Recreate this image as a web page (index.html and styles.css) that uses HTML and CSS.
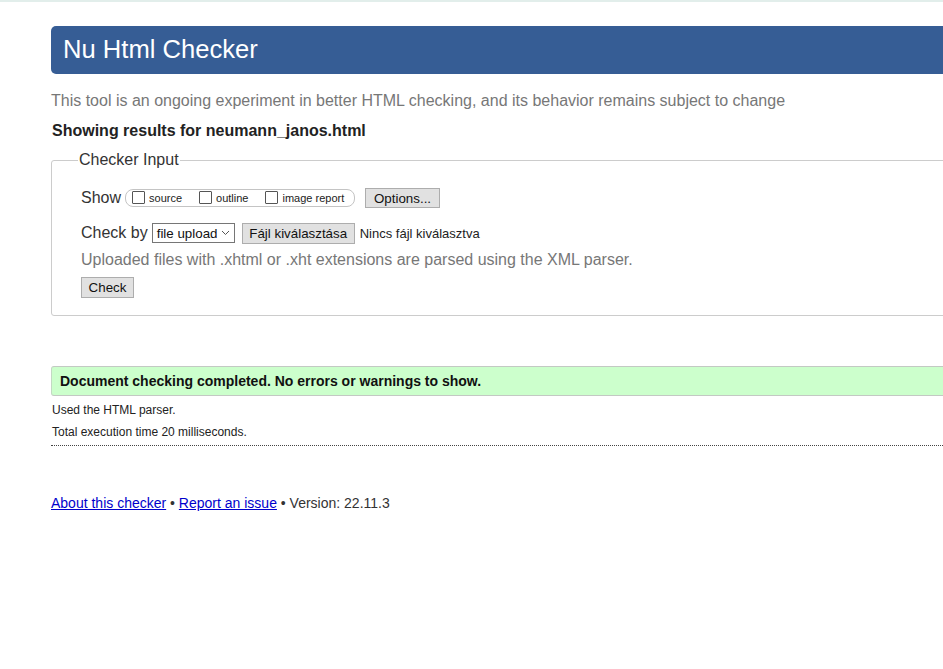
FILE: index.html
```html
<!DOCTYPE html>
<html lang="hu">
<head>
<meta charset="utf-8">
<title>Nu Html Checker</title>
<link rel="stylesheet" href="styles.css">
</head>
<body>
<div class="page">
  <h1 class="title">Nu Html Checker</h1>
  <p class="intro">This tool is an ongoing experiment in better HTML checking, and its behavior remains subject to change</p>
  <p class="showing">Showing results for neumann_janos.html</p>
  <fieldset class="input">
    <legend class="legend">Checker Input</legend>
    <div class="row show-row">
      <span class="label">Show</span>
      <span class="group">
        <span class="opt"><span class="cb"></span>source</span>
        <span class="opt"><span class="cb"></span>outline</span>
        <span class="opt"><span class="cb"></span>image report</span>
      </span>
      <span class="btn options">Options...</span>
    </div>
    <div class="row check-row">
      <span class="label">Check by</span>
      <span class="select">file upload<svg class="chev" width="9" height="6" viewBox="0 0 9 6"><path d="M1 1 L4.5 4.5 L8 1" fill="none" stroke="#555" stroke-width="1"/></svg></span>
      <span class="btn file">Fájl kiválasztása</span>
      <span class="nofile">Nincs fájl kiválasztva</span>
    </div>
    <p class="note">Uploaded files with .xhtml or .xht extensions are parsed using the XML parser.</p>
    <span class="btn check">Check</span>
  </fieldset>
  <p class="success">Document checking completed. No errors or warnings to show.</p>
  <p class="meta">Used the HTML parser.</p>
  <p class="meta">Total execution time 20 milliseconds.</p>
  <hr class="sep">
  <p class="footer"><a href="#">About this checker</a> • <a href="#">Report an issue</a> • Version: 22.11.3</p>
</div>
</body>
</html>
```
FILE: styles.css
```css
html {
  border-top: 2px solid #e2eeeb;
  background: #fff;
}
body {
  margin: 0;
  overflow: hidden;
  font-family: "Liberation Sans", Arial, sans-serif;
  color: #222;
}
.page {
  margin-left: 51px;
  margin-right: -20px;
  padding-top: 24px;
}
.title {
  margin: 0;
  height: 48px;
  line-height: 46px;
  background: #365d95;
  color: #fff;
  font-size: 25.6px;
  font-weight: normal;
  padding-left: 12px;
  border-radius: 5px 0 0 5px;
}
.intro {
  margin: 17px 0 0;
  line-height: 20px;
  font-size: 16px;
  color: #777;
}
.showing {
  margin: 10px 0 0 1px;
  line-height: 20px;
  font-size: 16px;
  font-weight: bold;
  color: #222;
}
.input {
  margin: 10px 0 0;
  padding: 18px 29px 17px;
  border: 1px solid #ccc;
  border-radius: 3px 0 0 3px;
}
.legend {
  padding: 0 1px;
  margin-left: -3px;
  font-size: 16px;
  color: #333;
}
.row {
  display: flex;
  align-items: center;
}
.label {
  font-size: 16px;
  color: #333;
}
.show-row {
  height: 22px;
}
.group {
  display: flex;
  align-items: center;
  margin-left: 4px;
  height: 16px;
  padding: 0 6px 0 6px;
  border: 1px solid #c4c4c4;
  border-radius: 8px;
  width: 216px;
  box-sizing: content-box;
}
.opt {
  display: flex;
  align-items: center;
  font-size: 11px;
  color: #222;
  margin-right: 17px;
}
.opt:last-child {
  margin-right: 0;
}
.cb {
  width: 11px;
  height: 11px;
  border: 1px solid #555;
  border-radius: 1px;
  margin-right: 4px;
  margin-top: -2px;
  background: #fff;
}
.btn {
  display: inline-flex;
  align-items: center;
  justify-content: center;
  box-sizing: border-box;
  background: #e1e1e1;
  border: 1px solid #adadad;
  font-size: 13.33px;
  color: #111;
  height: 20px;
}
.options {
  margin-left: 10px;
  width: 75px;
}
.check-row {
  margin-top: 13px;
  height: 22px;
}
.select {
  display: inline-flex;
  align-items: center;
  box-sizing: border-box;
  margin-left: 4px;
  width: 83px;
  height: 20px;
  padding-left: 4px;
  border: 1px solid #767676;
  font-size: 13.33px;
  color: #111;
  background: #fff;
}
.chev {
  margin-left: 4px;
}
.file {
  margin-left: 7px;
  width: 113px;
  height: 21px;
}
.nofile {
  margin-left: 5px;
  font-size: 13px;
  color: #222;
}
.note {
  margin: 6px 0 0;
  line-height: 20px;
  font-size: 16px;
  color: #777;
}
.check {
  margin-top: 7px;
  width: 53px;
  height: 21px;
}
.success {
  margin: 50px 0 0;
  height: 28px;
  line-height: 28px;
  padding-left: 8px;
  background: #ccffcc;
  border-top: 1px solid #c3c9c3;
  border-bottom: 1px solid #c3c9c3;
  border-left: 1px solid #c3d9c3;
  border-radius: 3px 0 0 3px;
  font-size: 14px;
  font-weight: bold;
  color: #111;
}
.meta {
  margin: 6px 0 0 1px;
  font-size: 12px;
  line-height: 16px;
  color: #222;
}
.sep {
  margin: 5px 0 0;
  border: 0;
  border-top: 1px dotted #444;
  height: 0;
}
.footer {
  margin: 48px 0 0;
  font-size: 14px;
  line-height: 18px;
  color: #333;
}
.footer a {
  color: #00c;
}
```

To do: Pick out all lines from the data above in which the word "styles" appears.

Output of the task:
Recreate this image as a web page (index.html and styles.css) that uses HTML and CSS.
<link rel="stylesheet" href="styles.css">
FILE: styles.css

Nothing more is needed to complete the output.